>>>>>

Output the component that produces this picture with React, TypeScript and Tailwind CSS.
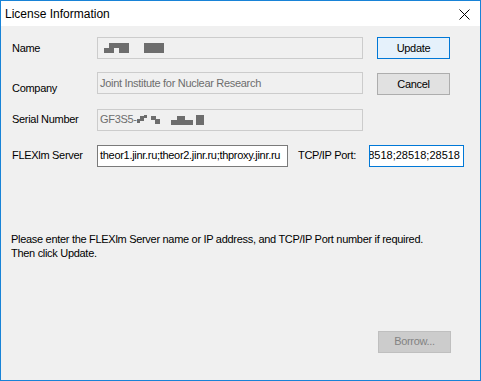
import React from "react";

const font = { fontFamily: '"Liberation Sans", Arial, sans-serif' };

function Field({
  width,
  children,
  disabled,
  focused,
}: {
  width: string;
  children?: React.ReactNode;
  disabled?: boolean;
  focused?: boolean;
}) {
  const look = disabled
    ? "border-[#cccccc] bg-[#f0f0f0] text-[#6d6d6d]"
    : focused
    ? "border-[#0078d7] bg-white text-black justify-end"
    : "border-[#7a7a7a] bg-white text-black";
  return (
    <div className={`${width} h-[22px] shrink-0 border ${look} flex items-center px-[2px] overflow-hidden whitespace-nowrap`}>
      {children}
    </div>
  );
}

function Button({ label, kind }: { label: string; kind: "default" | "normal" | "disabled" }) {
  const look =
    kind === "default"
      ? "border-[#0078d7] bg-[#e5f1fb] text-black"
      : kind === "normal"
      ? "border-[#adadad] bg-[#e1e1e1] text-black"
      : "border-[#bfbfbf] bg-[#cccccc] text-[#838383]";
  return (
    <div className={`w-[73px] h-[22px] border ${look} flex items-center justify-center`}>
      {label}
    </div>
  );
}

export default function App() {
  return (
    <div
      className="w-[481px] h-[381px] border border-[#1883d7] flex flex-col bg-[#f0f0f0] text-[11px] tracking-[-0.3px] text-black"
      style={font}
    >
      <div className="h-[25px] bg-white flex items-center justify-between pl-[4px] pr-[10px] shrink-0 tracking-normal">
        <span className="text-[12px]">License Information</span>
        <svg width="11" height="11" viewBox="0 0 11 11" className="mt-[1px]">
          <path d="M0.5 0.5 L10.5 10.5 M10.5 0.5 L0.5 10.5" stroke="#000" strokeWidth="1" />
        </svg>
      </div>

      <div className="flex-1 flex flex-col pl-[11px] pt-[11px] pr-[16px]">
        <div className="flex items-center">
          <div className="w-[85px]">Name</div>
          <Field width="w-[266px]" disabled>
            <svg width="70" height="12" viewBox="0 0 70 12" className="ml-[4px]">
              <g fill="#6d6d6d">
                <rect x="0" y="6" width="5" height="5" />
                <rect x="5" y="1" width="20" height="5" />
                <rect x="5" y="6" width="5" height="5" />
                <rect x="15" y="6" width="10" height="5" />
                <rect x="40" y="1" width="20" height="10" />
              </g>
            </svg>
          </Field>
          <div className="ml-[14px]">
            <Button label="Update" kind="default" />
          </div>
        </div>

        <div className="flex items-start mt-[13px]">
          <div className="w-[85px] pt-[8px]">Company</div>
          <Field width="w-[266px]" disabled>
            Joint Institute for Nuclear Research
          </Field>
          <div className="ml-[14px] mt-[1px]">
            <Button label="Cancel" kind="normal" />
          </div>
        </div>

        <div className="flex items-center mt-[12px]">
          <div className="w-[85px]">Serial Number</div>
          <Field width="w-[266px]" disabled>
            <span>GF3S5-</span>
            <svg width="70" height="12" viewBox="0 0 70 12">
              <g fill="#6d6d6d">
                <rect x="0" y="5" width="3" height="4" />
                <rect x="3" y="2" width="4" height="5" />
                <rect x="7" y="1" width="3" height="3" />
                <rect x="14" y="2" width="5" height="4" />
                <rect x="18" y="5" width="5" height="5" />
                <rect x="34" y="6" width="22" height="5" />
                <rect x="40" y="2" width="8" height="4" />
                <rect x="59" y="1" width="8" height="10" />
              </g>
            </svg>
          </Field>
        </div>

        <div className="flex items-center mt-[14px]">
          <div className="w-[85px]">FLEXlm Server</div>
          <Field width="w-[191px]">theor1.jinr.ru;theor2.jinr.ru;thproxy.jinr.ru</Field>
          <div className="w-[81px] pl-[10px] whitespace-nowrap">TCP/IP Port:</div>
          <Field width="w-[95px]" focused>
            <span className="shrink-0 tracking-normal pr-[1px]">28518;28518;28518</span>
          </Field>
        </div>

        <div className="mt-[65px] leading-[14px] -ml-[1px] whitespace-nowrap">
          <div>Please enter the FLEXlm Server name or IP address, and TCP/IP Port number if required.</div>
          <div>Then click Update.</div>
        </div>

        <div className="flex justify-end mt-[71px] pr-[13px]">
          <Button label="Borrow..." kind="disabled" />
        </div>
      </div>
    </div>
  );
}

<<<<<

• [WHAT IS EXPECTED]: Write the listing above out again exactly, dropping each image.

• [COMPLETE RESPONSE]:
Output the component that produces this picture with React, TypeScript and Tailwind CSS.
import React from "react";

const font = { fontFamily: '"Liberation Sans", Arial, sans-serif' };

function Field({
  width,
  children,
  disabled,
  focused,
}: {
  width: string;
  children?: React.ReactNode;
  disabled?: boolean;
  focused?: boolean;
}) {
  const look = disabled
    ? "border-[#cccccc] bg-[#f0f0f0] text-[#6d6d6d]"
    : focused
    ? "border-[#0078d7] bg-white text-black justify-end"
    : "border-[#7a7a7a] bg-white text-black";
  return (
    <div className={`${width} h-[22px] shrink-0 border ${look} flex items-center px-[2px] overflow-hidden whitespace-nowrap`}>
      {children}
    </div>
  );
}

function Button({ label, kind }: { label: string; kind: "default" | "normal" | "disabled" }) {
  const look =
    kind === "default"
      ? "border-[#0078d7] bg-[#e5f1fb] text-black"
      : kind === "normal"
      ? "border-[#adadad] bg-[#e1e1e1] text-black"
      : "border-[#bfbfbf] bg-[#cccccc] text-[#838383]";
  return (
    <div className={`w-[73px] h-[22px] border ${look} flex items-center justify-center`}>
      {label}
    </div>
  );
}

export default function App() {
  return (
    <div
      className="w-[481px] h-[381px] border border-[#1883d7] flex flex-col bg-[#f0f0f0] text-[11px] tracking-[-0.3px] text-black"
      style={font}
    >
      <div className="h-[25px] bg-white flex items-center justify-between pl-[4px] pr-[10px] shrink-0 tracking-normal">
        <span className="text-[12px]">License Information</span>
        <svg width="11" height="11" viewBox="0 0 11 11" className="mt-[1px]">
          <path d="M0.5 0.5 L10.5 10.5 M10.5 0.5 L0.5 10.5" stroke="#000" strokeWidth="1" />
        </svg>
      </div>

      <div className="flex-1 flex flex-col pl-[11px] pt-[11px] pr-[16px]">
        <div className="flex items-center">
          <div className="w-[85px]">Name</div>
          <Field width="w-[266px]" disabled>
            <svg width="70" height="12" viewBox="0 0 70 12" className="ml-[4px]">
              <g fill="#6d6d6d">
                <rect x="0" y="6" width="5" height="5" />
                <rect x="5" y="1" width="20" height="5" />
                <rect x="5" y="6" width="5" height="5" />
                <rect x="15" y="6" width="10" height="5" />
                <rect x="40" y="1" width="20" height="10" />
              </g>
            </svg>
          </Field>
          <div className="ml-[14px]">
            <Button label="Update" kind="default" />
          </div>
        </div>

        <div className="flex items-start mt-[13px]">
          <div className="w-[85px] pt-[8px]">Company</div>
          <Field width="w-[266px]" disabled>
            Joint Institute for Nuclear Research
          </Field>
          <div className="ml-[14px] mt-[1px]">
            <Button label="Cancel" kind="normal" />
          </div>
        </div>

        <div className="flex items-center mt-[12px]">
          <div className="w-[85px]">Serial Number</div>
          <Field width="w-[266px]" disabled>
            <span>GF3S5-</span>
            <svg width="70" height="12" viewBox="0 0 70 12">
              <g fill="#6d6d6d">
                <rect x="0" y="5" width="3" height="4" />
                <rect x="3" y="2" width="4" height="5" />
                <rect x="7" y="1" width="3" height="3" />
                <rect x="14" y="2" width="5" height="4" />
                <rect x="18" y="5" width="5" height="5" />
                <rect x="34" y="6" width="22" height="5" />
                <rect x="40" y="2" width="8" height="4" />
                <rect x="59" y="1" width="8" height="10" />
              </g>
            </svg>
          </Field>
        </div>

        <div className="flex items-center mt-[14px]">
          <div className="w-[85px]">FLEXlm Server</div>
          <Field width="w-[191px]">theor1.jinr.ru;theor2.jinr.ru;thproxy.jinr.ru</Field>
          <div className="w-[81px] pl-[10px] whitespace-nowrap">TCP/IP Port:</div>
          <Field width="w-[95px]" focused>
            <span className="shrink-0 tracking-normal pr-[1px]">28518;28518;28518</span>
          </Field>
        </div>

        <div className="mt-[65px] leading-[14px] -ml-[1px] whitespace-nowrap">
          <div>Please enter the FLEXlm Server name or IP address, and TCP/IP Port number if required.</div>
          <div>Then click Update.</div>
        </div>

        <div className="flex justify-end mt-[71px] pr-[13px]">
          <Button label="Borrow..." kind="disabled" />
        </div>
      </div>
    </div>
  );
}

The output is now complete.